Gather the lines below that include the string "components", copying each in full.
══════
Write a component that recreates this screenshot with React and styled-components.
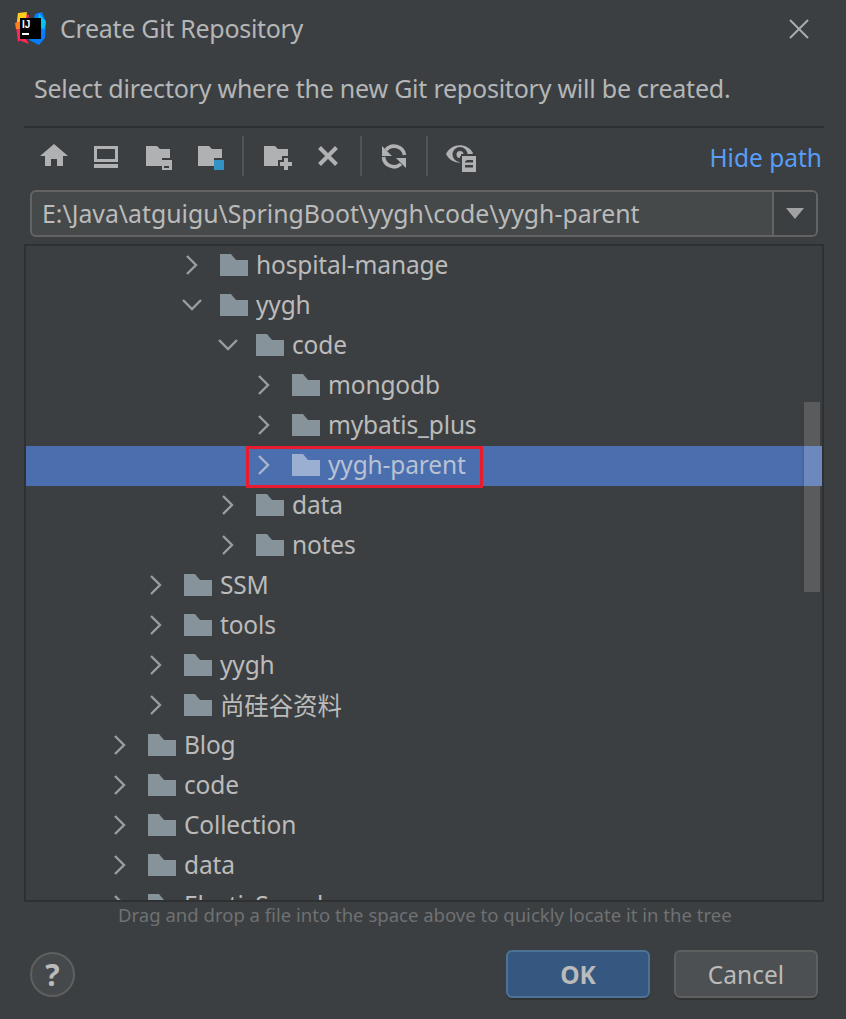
import React from "react";
import styled, { createGlobalStyle } from "styled-components";

const Global = createGlobalStyle`
  html, body { margin: 0; padding: 0; background: #3c3f41; }
  * { box-sizing: border-box; }
`;

const FONT = `"Noto Sans", "Noto Sans CJK SC", sans-serif`;

const Dialog = styled.div`
  width: 846px;
  height: 1019px;
  background: #3c3f41;
  color: #bbbbbb;
  font-family: ${FONT};
  display: flex;
  flex-direction: column;
  overflow: hidden;
`;
const TitleBar = styled.header`
  height: 58px;
  display: flex;
  align-items: center;
  padding: 0 36px 0 15px;
  gap: 13px;
`;
const Title = styled.h1`
  flex: 1;
  margin: 0 0 2px;
  font-size: 25px;
  font-weight: 400;
  color: #b4b6b7;
  letter-spacing: -0.3px;
`;
const Description = styled.p`
  margin: 0;
  height: 68px;
  padding: 12px 0 0 34px;
  font-size: 25px;
  line-height: 36px;
  color: #b4b6b7;
  letter-spacing: -0.23px;
`;
const Content = styled.div`
  margin: 0 22px 0 24px;
  display: flex;
  flex-direction: column;
`;
const Toolbar = styled.div`
  height: 64px;
  border-top: 2px solid #2f3032;
  display: flex;
  align-items: center;
  gap: 16px;
  padding: 0 2px 10px 14px;
`;
const ToolGroup = styled.div`
  display: flex;
  gap: 20px;
`;
const ToolIcon = styled.svg`
  width: 32px;
  height: 32px;
  display: block;
  flex: none;
  overflow: visible;
  fill: #afb1b3;
`;
const ToolSep = styled.span`
  width: 2px;
  height: 40px;
  margin-top: 4px;
  background: #515354;
`;
const HidePath = styled.a`
  margin: 7px 0 0 auto;
  font-size: 24.5px;
  color: #589df6;
`;
const PathField = styled.div`
  margin: 0 6px;
  height: 47px;
  display: flex;
  border: 2px solid #646464;
  border-radius: 6px;
  overflow: hidden;
  background: #45494a;
`;
const PathText = styled.div`
  flex: 1;
  padding-left: 10px;
  font-size: 24.8px;
  line-height: 43px;
  color: #bbbbbb;
`;
const Dropdown = styled.div`
  width: 44px;
  border-left: 2px solid #646464;
  background: #3c3f41;
  display: flex;
  align-items: center;
  justify-content: center;
  &::after {
    content: "";
    border-left: 9px solid transparent;
    border-right: 9px solid transparent;
    border-top: 11px solid #a0a2a4;
  }
`;
const Tree = styled.div`
  position: relative;
  margin-top: 7px;
  height: 658px;
  border: 2px solid #2f3032;
  overflow: hidden;
`;
const ScrollThumb = styled.div`
  position: absolute;
  top: 156px;
  right: 2px;
  width: 16px;
  height: 190px;
  background: #5a5b5c;
`;
const Row = styled.div`
  position: relative;
  height: 40px;
  display: flex;
  align-items: center;
  padding-bottom: 2px;
  padding-left: ${(p) => 84 + 36 * p.$level}px;
  background: ${(p) => (p.$selected ? "#4b6eaf" : "transparent")};
  font-size: 24.5px;
  letter-spacing: -0.15px;
  color: ${(p) => (p.$selected ? "#b9c2d2" : "#bbbbbb")};
`;
const RowLabel = styled.span`
  padding-bottom: 2px;
`;
const Arrow = styled.svg`
  width: 20px;
  height: 20px;
  flex: none;
  fill: none;
  stroke: ${(p) => (p.$selected ? "#a9b6cf" : "#9a9da0")};
  stroke-width: 2.4;
`;
const Folder = styled.svg`
  width: 28px;
  height: 22px;
  flex: none;
  margin: 0 8px 0 18px;
  fill: ${(p) => (p.$selected ? "#9bafd2" : "#87939a")};
`;
const SelectedScroll = styled.span`
  position: absolute;
  top: 0;
  right: 0;
  width: 20px;
  height: 40px;
  background: #6d88bd;
  border-left: 2px solid #4a669f;
`;
const Annotation = styled.span`
  position: absolute;
  left: 220px;
  top: 0;
  width: 237px;
  height: 42px;
  border: 3px solid #e81c2e;
`;
const Hint = styled.div`
  height: 48px;
  padding: 0 0 0 94px;
  font-size: 18.55px;
  line-height: 26px;
  color: #6f7173;
`;
const Footer = styled.footer`
  display: flex;
  align-items: center;
  padding: 0 28px 0 30px;
  gap: 24px;
`;
const Help = styled.button`
  width: 45px;
  height: 45px;
  margin-right: auto;
  border-radius: 50%;
  border: 2px solid #5e6060;
  background: #46494b;
  color: #bbbbbb;
  font: 700 30px ${FONT};
  padding: 0;
`;
const Button = styled.button`
  width: 144px;
  height: 48px;
  border-radius: 6px;
  border: 2px solid ${(p) => (p.$primary ? "#4c7396" : "#5e6060")};
  background: ${(p) => (p.$primary ? "#365880" : "#4c5052")};
  color: #bbbbbb;
  box-shadow: 0 2px 0 rgba(0, 0, 0, 0.18);
  font: ${(p) => (p.$primary ? 700 : 400)} 24.5px ${FONT};
  padding: 0;
`;

const Logo = () => (
  <svg width="32" height="34" viewBox="0 0 32 34">
    <polygon points="3,1 14,3 10,24 3,30 1,14" fill="#fe2857" />
    <polygon points="3,1 12,0 10,12 2,10" fill="#ffcd1c" />
    <polygon points="0,11 6,9 6,17 1,17" fill="#fc801d" />
    <polygon points="20,2 27,0 31,10 30,26 24,33 14,28" fill="#087cfa" />
    <polygon points="24,1 31,10 29,18 22,12" fill="#07c3f2" />
    <polygon points="2,26 8,22 14,32 6,29" fill="#fe2857" />
    <rect x="5" y="6" width="21" height="21" fill="#000" />
    <text x="7" y="15.5" fill="#fff" fontFamily="Liberation Sans" fontWeight="700" fontSize="10">IJ</text>
    <rect x="7" y="21" width="7" height="2" fill="#fff" />
  </svg>
);

const Close = () => (
  <svg width="22" height="22" viewBox="0 0 22 22" stroke="#a9abad" strokeWidth="2" fill="none">
    <path d="M2 2 L20 20 M20 2 L2 20" />
  </svg>
);

const folderWithSlot = "M4 8 H15 L18 11 H28 V20 H20 V28 H4 Z";

const Icons = {
  home: <path d="M16 6 L30 18 H25 V28 H19 V21 H13 V28 H7 V18 H2 Z" />,
  laptop: (
    <>
      <path fillRule="evenodd" d="M4 8 H28 V24 H4 Z M7 11 V21 H25 V11 Z" />
      <rect x="4" y="26" width="24" height="4" />
    </>
  ),
  module: (
    <>
      <path d={folderWithSlot} />
      <path fillRule="evenodd" d="M20 22 H30 V32 H20 Z M22 28 V30 H27 V28 Z" />
    </>
  ),
  project: (
    <>
      <path d={folderWithSlot} />
      <rect x="20" y="22" width="10" height="10" fill="#3592c4" />
    </>
  ),
  newFolder: (
    <>
      <path d="M4 8 H15 L18 11 H28 V18 H22 V22 H18 V28 H4 Z" />
      <path d="M24 20 H28 V24 H32 V28 H28 V32 H24 V28 H20 V24 H24 Z" />
    </>
  ),
  close: (
    <path d="M7.5 9.5 L24.5 26.5 M24.5 9.5 L7.5 26.5" stroke="#afb1b3" strokeWidth="4" fill="none" />
  ),
  refresh: (
    <>
      <path d="M8 12 A10.5 10.5 0 0 1 26.5 17" stroke="#afb1b3" strokeWidth="3.6" fill="none" />
      <path d="M5.5 19 A10.5 10.5 0 0 0 23 26" stroke="#afb1b3" strokeWidth="3.6" fill="none" />
      <path d="M4 8 V18 H14 Z M28 30 V20 H18 Z" />
    </>
  ),
  eye: (
    <>
      <path
        fillRule="evenodd"
        d="M2 16 C7 5 23 4 29 15 C24 27 8 28 2 16 Z M16 9 A7.5 7.5 0 1 0 16 24 A7.5 7.5 0 1 0 16 9 Z"
      />
      <circle cx="16" cy="16.5" r="3.5" />
      <path
        fillRule="evenodd"
        d="M18 18 H32 V34 H18 Z M21 22 V24.5 H29 V22 Z M21 27 V29.5 H29 V27 Z"
        stroke="#3c3f41"
        strokeWidth="0"
      />
      <path d="M17 18 V34 M17 17 H33" stroke="#3c3f41" strokeWidth="2" fill="none" />
    </>
  ),
};

const Tool = ({ name }) => (
  <ToolIcon viewBox="0 0 32 32">{Icons[name]}</ToolIcon>
);

const rows = [
  ["hospital-manage", 2],
  ["yygh", 2, true],
  ["code", 3, true],
  ["mongodb", 4],
  ["mybatis_plus", 4],
  ["yygh-parent", 4, false, true],
  ["data", 3],
  ["notes", 3],
  ["SSM", 1],
  ["tools", 1],
  ["yygh", 1],
  ["尚硅谷资料", 1],
  ["Blog", 0],
  ["code", 0],
  ["Collection", 0],
  ["data", 0],
  ["ElasticSearch", 0],
];

export default function App() {
  return (
    <Dialog>
      <Global />
      <TitleBar>
        <Logo />
        <Title>Create Git Repository</Title>
        <Close />
      </TitleBar>
      <Description>Select directory where the new Git repository will be created.</Description>
      <Content>
        <Toolbar>
          <ToolGroup>
            <Tool name="home" />
            <Tool name="laptop" />
            <Tool name="module" />
            <Tool name="project" />
          </ToolGroup>
          <ToolSep />
          <ToolGroup>
            <Tool name="newFolder" />
            <Tool name="close" />
          </ToolGroup>
          <ToolSep />
          <Tool name="refresh" />
          <ToolSep />
          <Tool name="eye" />
          <HidePath>Hide path</HidePath>
        </Toolbar>
        <PathField>
          <PathText>E:\Java\atguigu\SpringBoot\yygh\code\yygh-parent</PathText>
          <Dropdown />
        </PathField>
        <Tree>
          <ScrollThumb />
          {rows.map(([label, level, open, selected]) => (
            <Row key={label + level} $level={level} $selected={selected}>
              <Arrow viewBox="0 0 20 20" $selected={selected}>
                <path d={open ? "M1 5 L10 14 L19 5" : "M5 1 L14 10 L5 19"} />
              </Arrow>
              <Folder viewBox="0 0 28 22" $selected={selected}>
                <path d="M0 0 H11 L16 6 H28 V22 H0 Z" />
              </Folder>
              <RowLabel>{label}</RowLabel>
              {selected && <SelectedScroll />}
              {selected && <Annotation />}
            </Row>
          ))}
        </Tree>
        <Hint>Drag and drop a file into the space above to quickly locate it in the tree</Hint>
      </Content>
      <Footer>
        <Help>?</Help>
        <Button $primary>OK</Button>
        <Button>Cancel</Button>
      </Footer>
    </Dialog>
  );
}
══════
### Solution
Write a component that recreates this screenshot with React and styled-components.
import styled, { createGlobalStyle } from "styled-components";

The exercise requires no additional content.